Luna was involved in many projects, including the Manila Galleon off the coast of Baja California, Nevado de Toluca near Edomex's coastline, and Banco Chinchorro of Quintana Roo. She has spearheaded an atlas and registry for the study and preservation of the caves and cenotes of the Yucatán Peninsula, working on projects to conserve and protect Mexico's underwater and submerged heritage. Luna worked with UNESCO in the development of the Convention on the Protection of the Underwater Cultural Heritage, which was adopted in 2001 and signed the same year by Mexico. The treaty was ratified in 2005 and entered into force in 2009.

In 2014, Mexico and Spain signed a collaboration agreement to jointly develop their undersea heritage, the first two countries to sign such an agreement, and one of the few in which a colony and colonizer have worked together to preserve their shared cultural patrimony. Luna was hopeful that the agreement might finally lead to the location and excavation of the Juncal.

==Recognition and honors==
Luna was the first Latin American to receive the J. C. Harrington Award from the Society for Historical Archaeology, in 2011, only the fourth woman from throughout the world, and second aquatic archaeologist (the other was her mentor Bass), to be so honored. In 2016, Luna was awarded the Research Prize of the Spanish Geographical Society for her work in studying and preserving submerged cultural heritage. The award was presented at the Mutua Madrileña auditorium in Madrid in March.
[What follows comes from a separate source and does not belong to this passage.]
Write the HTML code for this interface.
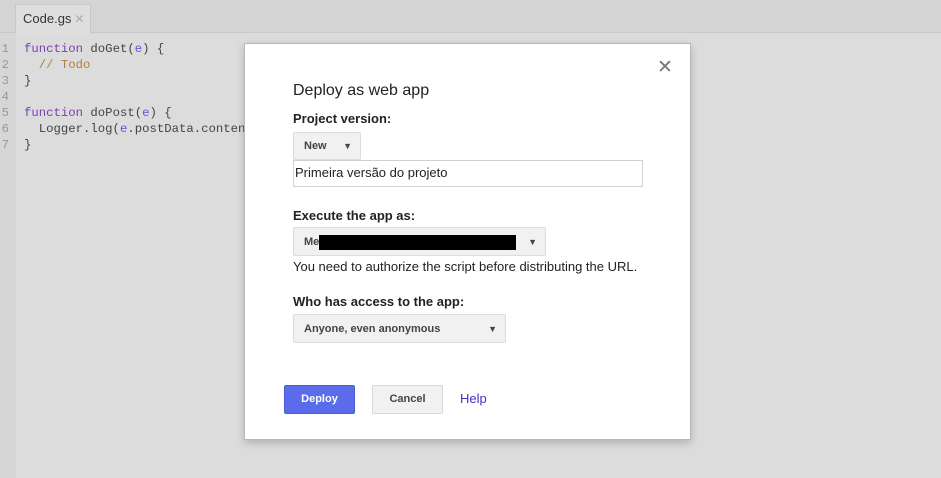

That same year, she was honored with Toni Carrell, Dolores Elkin, and Margaret Leshikar-Denton receiving the Society for Historical Archaeology's Award of Merit. The award, given in conjunction with the Advisory Council on Underwater Archaeology, recognized the four women for their role in the ratification and implementation of the UNESCO Convention for underwater archaeology.

==Death==
Luna died 15 March 2020 in Guadalajara, Jalisco, Mexico. No cause of death was mentioned.